Sani, who is now the Executive Director, African Centre for Peace and Development, stated this in a statement.

He wondered why the Muhammadu Buhari administration, which got to power in 2015 largely due to social media support was now trying to gag their activities.

He said, “The bill on the regulation of social media poses a serious threat and danger to freedom of speech and expression. The quest to regulate social media is a grand plan to silence critics and dissenting voices.

“Combating hate speech is a smokescreen to annihilating free speech. Any law aimed at limiting the rights and freedom of citizens to express their views is aimed at building a tower of tyranny.

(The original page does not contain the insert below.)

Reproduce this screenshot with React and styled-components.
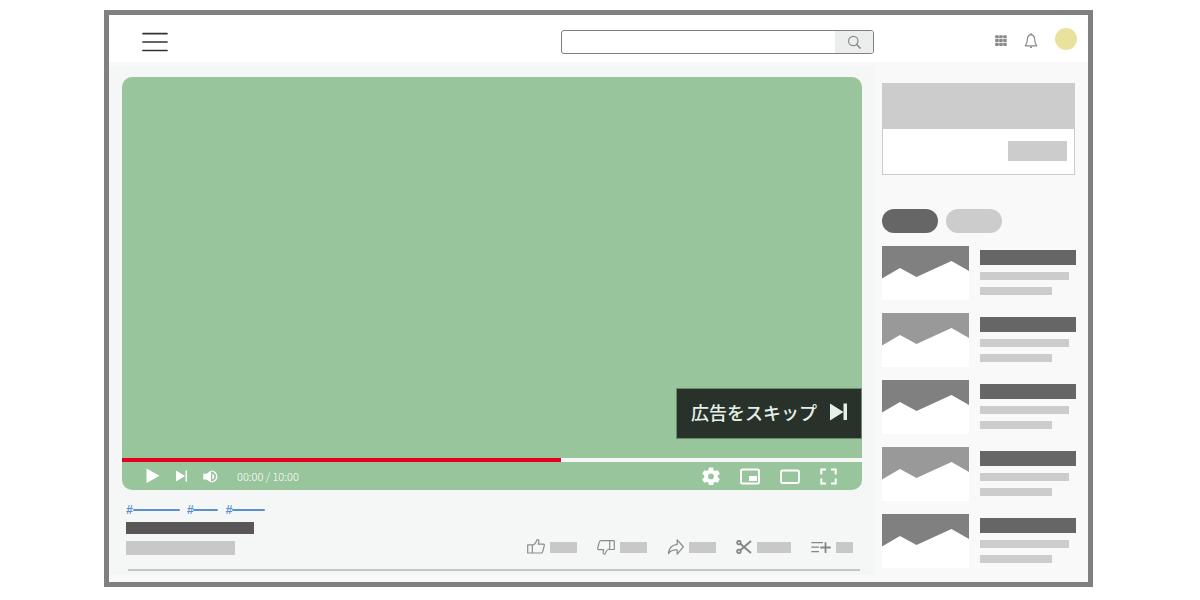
import React, { useState } from 'react';
import styled, { createGlobalStyle } from 'styled-components';

const videos = [
    { id: 1, shade: '#808080' },
    { id: 2, shade: '#999999' },
    { id: 3, shade: '#808080' },
    { id: 4, shade: '#999999' },
    { id: 5, shade: '#808080' },
]

const tags = [
    { id: 1, width: 47 },
    { id: 2, width: 25 },
    { id: 3, width: 33 },
]

const App = () => {
    const [position, setPosition] = useState(593)

    return (
        <Page>
            <GlobalStyle />
            <Frame>
                {/* header */}
                <Header>
                    <HeaderMain>
                        <IconButton aria-label="Menu"><MenuIcon /></IconButton>
                        <SearchForm role="search" onSubmit={e => e.preventDefault()}>
                            <SearchInput type="text" aria-label="Search" />
                            <SearchButton type="submit" aria-label="Search"><SearchIcon /></SearchButton>
                        </SearchForm>
                    </HeaderMain>
                    <HeaderSide>
                        <IconButton aria-label="Apps"><AppsIcon /></IconButton>
                        <IconButton aria-label="Notifications"><BellIcon /></IconButton>
                        <Avatar aria-label="Account" />
                    </HeaderSide>
                </Header>
                {/* end header */}
                <Content>
                    <Main>
                        {/* player */}
                        <Player>
                            <Video>
                                <SkipButton>
                                    広告をスキップ
                                    <SkipIcon />
                                </SkipButton>
                            </Video>
                            <Progress
                                type="range"
                                aria-label="Position"
                                min="0"
                                max="1000"
                                value={position}
                                onChange={e => setPosition(Number(e.target.value))}
                                style={{ '--played': `${position / 10}%` }}
                            />
                            <Controls>
                                <ControlGroup $gap={16}>
                                    <IconButton aria-label="Play"><PlayIcon /></IconButton>
                                    <IconButton aria-label="Next"><NextIcon /></IconButton>
                                    <IconButton aria-label="Volume"><VolumeIcon /></IconButton>
                                    <Time>00:00 / 10:00</Time>
                                </ControlGroup>
                                <ControlGroup $gap={20}>
                                    <IconButton aria-label="Settings"><GearIcon /></IconButton>
                                    <IconButton aria-label="Mini player"><MiniIcon /></IconButton>
                                    <IconButton aria-label="Theater mode"><TheaterIcon /></IconButton>
                                    <IconButton aria-label="Full screen"><FullIcon /></IconButton>
                                </ControlGroup>
                            </Controls>
                        </Player>
                        {/* end player */}
                        {/* video info */}
                        <Tags>
                            {tags.map(tag => (
                                <Tag key={tag.id} href="#">#<TagLine $width={tag.width} /></Tag>
                            ))}
                        </Tags>
                        <Info>
                            <Titles>
                                <Bar $width={128} $height={12} $color="#595757" />
                                <Bar $width={109} $height={14} $color="#c8c8c8" />
                            </Titles>
                            <Actions>
                                <Action aria-label="Like"><LikeIcon /><Bar $width={27} $height={11} $color="#c8c8c8" /></Action>
                                <Action aria-label="Dislike"><DislikeIcon /><Bar $width={27} $height={11} $color="#c8c8c8" /></Action>
                                <Action aria-label="Share"><ShareIcon /><Bar $width={27} $height={11} $color="#c8c8c8" /></Action>
                                <Action aria-label="Clip"><ClipIcon /><Bar $width={34} $height={11} $color="#c8c8c8" /></Action>
                                <Action aria-label="Save"><SaveIcon /><Bar $width={17} $height={11} $color="#c8c8c8" /></Action>
                            </Actions>
                        </Info>
                        <Divider />
                        {/* end video info */}
                    </Main>
                    {/* sidebar */}
                    <Sidebar>
                        <Ad>
                            <AdBanner />
                            <AdFooter><AdButton aria-label="Open ad" /></AdFooter>
                        </Ad>
                        <Filters>
                            <Pill aria-label="All" $color="#666666" />
                            <Pill aria-label="Related" $color="#cccccc" />
                        </Filters>
                        <List>
                            {videos.map(video => (
                                <li key={video.id}>
                                    <VideoLink href="#" aria-label={`Video ${video.id}`}>
                                        <Thumbnail shade={video.shade} />
                                        <VideoText>
                                            <Bar $width={96} $height={15} $color="#666666" />
                                            <Bar $width={89} $height={8} $color="#cccccc" />
                                            <Bar $width={72} $height={8} $color="#cccccc" />
                                        </VideoText>
                                    </VideoLink>
                                </li>
                            ))}
                        </List>
                    </Sidebar>
                    {/* end sidebar */}
                </Content>
            </Frame>
        </Page>
    );
}

/* icons */

const MenuIcon = () => (
    <svg width="26" height="20" viewBox="0 0 26 20" stroke="#333" strokeWidth="1.7" strokeLinecap="round">
        <path d="M1 1.6h24M1 10h24M1 18.5h24" />
    </svg>
)

const SearchIcon = () => (
    <svg width="14" height="14" viewBox="0 0 14 14" fill="none" stroke="#888" strokeWidth="1.2" strokeLinecap="round">
        <circle cx="6.3" cy="6" r="4.7" />
        <path d="M9.7 9.5l3.4 3.6" strokeWidth="1.5" />
    </svg>
)

const AppsIcon = () => (
    <svg width="12" height="12" viewBox="0 0 12 12" fill="#888">
        {[0.2, 4, 7.8].map(y => [0.2, 4.2, 8.2].map(x => (
            <rect key={`${x}-${y}`} x={x} y={y} width="3.5" height="3.1" rx="0.6" />
        )))}
    </svg>
)

const BellIcon = () => (
    <svg width="14" height="16" viewBox="0 0 14 16" fill="none" stroke="#8a8a8a" strokeWidth="1.2" strokeLinejoin="round">
        <path d="M7 1.7C4.5 2 3.5 3.8 3.4 6.2 3.3 9 2.8 10.5 1.3 12.8H12.7C11.2 10.5 10.7 9 10.6 6.2 10.5 3.8 9.500 2 7 1.7z" />
        <path d="M7 0.3v1.5M6 14.3h2" strokeWidth="1.6" />
    </svg>
)

const SkipIcon = () => (
    <svg width="17" height="18" viewBox="0 0 17 18" fill="#e6f0e8">
        <path d="M0 0.5L13.5 9 0 17.500zM13.500 0.5H17v16.500h-3.500z" />
    </svg>
)

const PlayIcon = () => (
    <svg width="14" height="16" viewBox="0 0 14 16" fill="#fff">
        <path d="M0.500 0.500L13.500 7.700 0.500 15z" />
    </svg>
)

const NextIcon = () => (
    <svg width="11" height="12" viewBox="0 0 11 12" fill="#fff">
        <path d="M0 0.500L9 6 0 11.500zM9.500 0.500H11v11H9.500z" />
    </svg>
)

const VolumeIcon = () => (
    <svg width="15" height="14" viewBox="0 0 15 14" fill="#fff">
        <path d="M0.300 4.700h3.200L8 1.500v12L3.500 10.500H0.300z" />
        <path d="M8.500 2.200a5.300 5.300 0 0 1 0 10.600" fill="none" stroke="#fff" strokeWidth="1.300" />
        <path d="M9.300 4.500a3.200 3.200 0 0 1 0 6z" />
    </svg>
)

const GearIcon = () => (
    <svg width="18" height="18" viewBox="2 1.500 20 20" fill="#fff">
        <path d="M19.430 12.980c.040-.320.070-.640.070-.980s-.030-.660-.070-.980l2.110-1.650c.190-.150.240-.420.120-.640l-2-3.460c-.120-.220-.390-.300-.610-.220l-2.490 1c-.520-.400-1.080-.730-1.690-.980l-.380-2.650C14.460 2.180 14.250 2 14 2h-4c-.250 0-.460.180-.490.420l-.380 2.650c-.610.250-1.170.590-1.690.980l-2.490-1c-.230-.090-.490 0-.610.220l-2 3.460c-.130.220-.070.490.120.640l2.110 1.650c-.040.320-.070.650-.070.980s.030.660.070.980l-2.110 1.650c-.190.150-.240.420-.120.640l2 3.460c.120.220.390.300.610.220l2.490-1c.520.400 1.080.730 1.690.980l.380 2.650c.030.240.240.420.490.420h4c.250 0 .460-.180.490-.420l.380-2.650c.610-.250 1.170-.590 1.690-.980l2.490 1c.230.090.490 0 .610-.220l2-3.460c.120-.220.070-.490-.120-.640l-2.110-1.650zM12 15.200a3.200 3.200 0 1 1 0-6.400 3.200 3.200 0 0 1 0 6.400z" />
    </svg>
)

const MiniIcon = () => (
    <svg width="20" height="18" viewBox="0 0 20 18">
        <rect x="1" y="2.500" width="18" height="14" rx="1.500" fill="none" stroke="#fff" strokeWidth="2" />
        <rect x="9" y="9" width="8" height="5" fill="#fff" />
    </svg>
)

const TheaterIcon = () => (
    <svg width="20" height="16" viewBox="0 0 20 16" fill="none" stroke="#fff" strokeWidth="1.800">
        <rect x="1" y="2.500" width="18" height="12.500" rx="1.500" />
    </svg>
)

const FullIcon = () => (
    <svg width="17" height="18" viewBox="0 0 17 18" fill="none" stroke="#fff" strokeWidth="2">
        <path d="M1.300 7.500V2.500H6M11 2.500h4.700V7.500M15.700 11.500v5H11M6 16.500H1.300V11.500" />
    </svg>
)

const LikeIcon = () => (
    <svg width="18" height="16" viewBox="0 0 18 16" fill="none" stroke="#8c8c8c" strokeWidth="1.200" strokeLinejoin="round">
        <path d="M0.700 5.800H5.300V14H0.700zM5.300 6.300C7.500 5.800 9 3.500 9.800 1.300 10 0.500 11.300 0.400 11.800 1.300 12.100 2.300 11.600 3.800 11.300 5.100H16.300C17.200 5.100 17.500 5.900 17.300 6.700L15.600 12.800C15.400 13.600 15 14 14.200 14H5.300" />
    </svg>
)

const DislikeIcon = () => (
    <svg width="18" height="16" viewBox="0 0 18 16" fill="none" stroke="#8c8c8c" strokeWidth="1.200" strokeLinejoin="round">
        <path d="M17.300 1.700H12.700V10.500H17.300zM12.700 10C10.500 10.500 9 12 8.300 14.500 8 15.400 6.700 15.500 6.200 14.500 5.900 13.500 6.400 12 6.700 10.600H1.700C0.800 10.600 0.500 9.800 0.700 9L2.400 2.900C2.600 2.100 3 1.700 3.800 1.700H12.700" />
    </svg>
)

const ShareIcon = () => (
    <svg width="17" height="16" viewBox="0 0 17 16" fill="none" stroke="#8c8c8c" strokeWidth="1.300" strokeLinejoin="round">
        <path d="M10.200 0.900L16.300 7.800 10.200 15.200V11C6 10.700 3.500 12 1.400 14.500 2 9.500 5 5.800 10.200 5.300z" />
    </svg>
)

const ClipIcon = () => (
    <svg width="16" height="14" viewBox="0 0 16 14" fill="none" stroke="#858585">
        <circle cx="2.900" cy="2.600" r="1.800" strokeWidth="1.800" />
        <circle cx="2.900" cy="11.400" r="1.800" strokeWidth="1.800" />
        <path d="M4.300 3.800L8 7l7 6M4.300 10.200L8 7l7-6" strokeWidth="2" />
    </svg>
)

const SaveIcon = () => (
    <svg width="20" height="12" viewBox="0 0 20 12" fill="none" stroke="#858585" strokeLinecap="round">
        <path d="M0.800 1.700H11.500M0.800 6.200H7.500M0.800 10.700H7.500" strokeWidth="1.200" />
        <path d="M10 6.500H19M14.500 1.800V11.300" strokeWidth="1.800" />
    </svg>
)

const Thumbnail = ({ shade }) => (
    <svg width="87" height="54" viewBox="0 0 87 54">
        <rect width="87" height="54" fill="#fff" />
        <path d="M0 0H87V25L69.500 15 34.500 31 18 22 0 32.500z" fill={shade} />
    </svg>
)

/* layout */

const GlobalStyle = createGlobalStyle`
    * {
        box-sizing: border-box;
    }

    body {
        margin: 0;
        background: #fff;
        font-family: "Noto Sans CJK JP", sans-serif;
    }

    button {
        padding: 0;
        border: none;
        font-family: inherit;
        cursor: pointer;
    }

    svg {
        display: block;
        flex-shrink: 0;
    }
`

const Page = styled.div`
    padding: 10px 107px 13px 104px;
`

const Frame = styled.div`
    border: 5px solid #808080;
    background: #f9f9f9;
`

const Header = styled.header`
    display: grid;
    grid-template-columns: 1fr 214px;
    height: 47px;
    padding-top: 6px;
    background: #fff;
`

const HeaderMain = styled.div`
    display: flex;
    align-items: center;
    justify-content: space-between;
    padding-left: 33px;
`

const HeaderSide = styled.div`
    display: flex;
    align-items: center;
    justify-content: flex-end;
    gap: 17px;
    padding: 0 11px 2px 0;
`

const IconButton = styled.button`
    display: flex;
    background: transparent;
`

const SearchForm = styled.form`
    display: flex;
    width: 313px;
    height: 24px;
    border: 1px solid #808080;
    border-radius: 3px;
    background: #fff;
    overflow: hidden;
`

const SearchInput = styled.input`
    flex: 1;
    min-width: 0;
    padding: 0 8px;
    border: none;
    outline: none;
    background: transparent;
`

const SearchButton = styled.button`
    display: flex;
    align-items: center;
    justify-content: center;
    width: 38px;
    background: #eceeed;
`

const Avatar = styled.button`
    width: 22px;
    height: 22px;
    margin-bottom: 4px;
    border-radius: 50%;
    background: #e9e29c;
`

const Content = styled.div`
    display: grid;
    grid-template-columns: 1fr 214px;
`

const Main = styled.main`
    display: flex;
    flex-direction: column;
    margin: 4px 0 7px;
    padding: 11px 12px 4px 13px;
    background: #f5f7f7;
`

const Player = styled.section`
    display: flex;
    flex-direction: column;
    border-radius: 10px;
    background: #99c59d;
    overflow: hidden;
`

const Video = styled.div`
    position: relative;
    height: 381px;
`

const SkipButton = styled.button`
    position: absolute;
    right: 0;
    bottom: 19px;
    display: flex;
    align-items: center;
    gap: 13px;
    height: 51px;
    padding: 0 14px 3px;
    border: 1px solid #6d8a70;
    background: #28312a;
    color: #e6f0e8;
    font-size: 18px;
    font-weight: 500;
    line-height: 24px;
`

const Progress = styled.input`
    appearance: none;
    display: block;
    width: 100%;
    height: 4px;
    margin: 0;
    background: linear-gradient(to right, #e60020 var(--played), #f5f7f7 var(--played));
    cursor: pointer;

    &::-webkit-slider-thumb {
        appearance: none;
        width: 0;
        height: 4px;
    }
`

const Controls = styled.div`
    display: flex;
    align-items: center;
    justify-content: space-between;
    height: 28px;
    padding: 0 25px 0 24px;
`

const ControlGroup = styled.div`
    display: flex;
    align-items: center;
    gap: ${props => props.$gap}px;
`

const Time = styled.span`
    padding-left: 3px;
    color: #fff;
    font-size: 11px;
    font-weight: 300;
    line-height: 16px;
`

const Tags = styled.div`
    display: flex;
    gap: 7px;
    padding: 14px 4px 0;
`

const Tag = styled.a`
    display: flex;
    align-items: center;
    color: #5b8fce;
    font-family: "Liberation Sans", sans-serif;
    font-size: 12px;
    font-style: italic;
    font-weight: bold;
    line-height: 12px;
    text-decoration: none;
`

const TagLine = styled.span`
    width: ${props => props.$width}px;
    height: 2px;
    border-radius: 1px;
    background: #5b8fce;
`

const Info = styled.div`
    display: flex;
    align-items: flex-end;
    justify-content: space-between;
    padding: 6px 9px 0 4px;
`

const Bar = styled.span`
    display: block;
    width: ${props => props.$width}px;
    height: ${props => props.$height}px;
    background: ${props => props.$color};
`

const Titles = styled.div`
    display: flex;
    flex-direction: column;
    gap: 7px;
`

const Actions = styled.div`
    display: flex;
    align-items: center;
    gap: 20px;
`

const Action = styled.button`
    display: flex;
    align-items: center;
    gap: 5px;
    background: transparent;
`

const Divider = styled.hr`
    width: calc(100% - 8px);
    height: 2px;
    margin: 14px 2px 0 6px;
    border: none;
    background: #c4c6c6;
`

const Sidebar = styled.aside`
    padding: 21px 12px 14px 8px;
`

const Ad = styled.div`
    margin-right: 1px;
    border: 1px solid #ccc;
    background: #fff;
`

const AdBanner = styled.div`
    height: 45px;
    background: #ccc;
`

const AdFooter = styled.div`
    display: flex;
    align-items: flex-start;
    justify-content: flex-end;
    height: 45px;
    padding: 12px 7px 0 0;
`

const AdButton = styled.button`
    width: 59px;
    height: 20px;
    background: #ccc;
`

const Filters = styled.div`
    display: flex;
    gap: 8px;
    margin: 34px 0 13px;
`

const Pill = styled.button`
    width: 56px;
    height: 24px;
    border-radius: 12px;
    background: ${props => props.$color};
`

const List = styled.ul`
    display: flex;
    flex-direction: column;
    gap: 13px;
    margin: 0;
    padding: 0;
    list-style: none;
`

const VideoLink = styled.a`
    display: flex;
    gap: 11px;
`

const VideoText = styled.span`
    display: flex;
    flex-direction: column;
    gap: 7px;
    padding-top: 4px;
`

export default App;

“It is ironic that a government that came to power on the promise of protecting the fundamental rights of Nigerians is now reneging and sliding towards totalitarianism. Silencing dissents endangers democracy.”

Sani said Buhari, “who was once a victim of abuse of power”, must be conscious of his place in history and legacies on human rights and the rule of law.

He said, “Disobedience to court orders demonises a country and criminalises a government.

“Nigeria’s democracy is threatened by the authoritarian tendencies of the people in power.”

Sani also demanded the immediate release of the publisher of SaharaReporters Omoyele Sowore and all those still being held in detention despite valid court orders.

He said, “There’s a cloud of fear over our country and the moral flag of our democracy is lowered to half staff.

“There is the urgency to defend our freedom and democracy against those standing against it.”

We won’t work against Nigerians’ rights –Senate

Acting Senate spokesperson, Senator Godiya Akwashiki, has assured Nigerians that the upper chamber will not pass any legislation that infringes on their rights. He said this while reacting to the two bills on social media and hate speech which are currently generating controversies.

He said there was a process of enacting a law or an act in the National Assembly or in the state Assembly.

He said, “The process starts with the first reading, when the Leader of the Senate will read it for the first time.

“The second reading is taken after the bill has been subjected to debate on the floor of the Senate.

“Once a bill scales second reading, it has to go to the committee and then return to the House again.

“If it is a bill that will represent the wishes and interest of Nigerians, it will scale second reading.

“If it is a bill that will create hardship for the people of Nigeria and lead to crisis, it will be killed on the floor of the Senate when it comes for second reading.

“I want to urge Nigerians to have patience because it is neither wise nor legally right for me to discuss a bill that has not been mentioned for the second time on the floor of the Senate.

“When the bill comes for second reading, then you will know where it is heading or what the Senate intends to do.

“I want to assure you that even if the bill scales second reading on the floor of the Senate, we are working for the progress and betterment of Nigerians.”